I met a veteran once who said he couldn't even remember which service he was in in Korea. He may have been putting me on. But he may not have been.
Those who do remember or have studied the Korean War know one thing: It was about as destructive a war as has ever been fought. Almost as many Americans were killed in three years there as in nine and a half years in Vietnam.
The Koreans -- North and South -- suffered extraordinary casualties. Jon Halliday and Bruce Cumings in "Korea: the Unknown War" estimate 3 million civilian battle deaths -- about 10 percent of the total population of the two Koreas. In addition North Korea and its Chinese ally lost at least 1.5 million soldiers.
Here's how destructive the war was: In early 1953 the Air Force was asked to launch a massive attack on North Korean civilian populations. It couldn't. Clay Blair explained in "The Forgotten War": "The problem was there were no cities or towns left anywhere in North Korea."

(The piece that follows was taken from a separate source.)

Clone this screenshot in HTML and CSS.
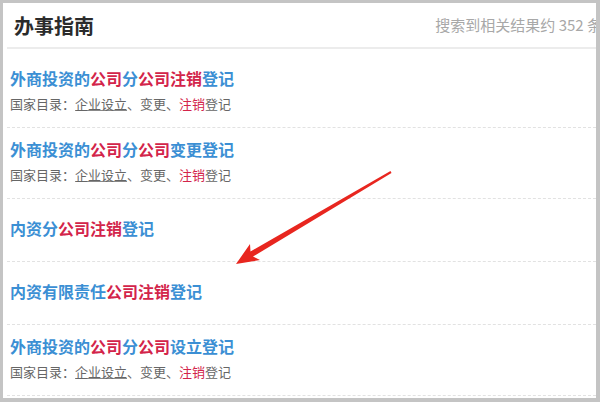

The U.S. claimed we won the war, because we taught Asian Communists not to be aggressive. Yep. Some military and political leaders actually said that at the time.
Career enlisted men had a different and more realistic view. A favorite PX drinking song after the armistice was an update of a World War II favorite. It concluded:
"Put back your pack on, the next stop is Saigon, so come on, boys, bless 'em all."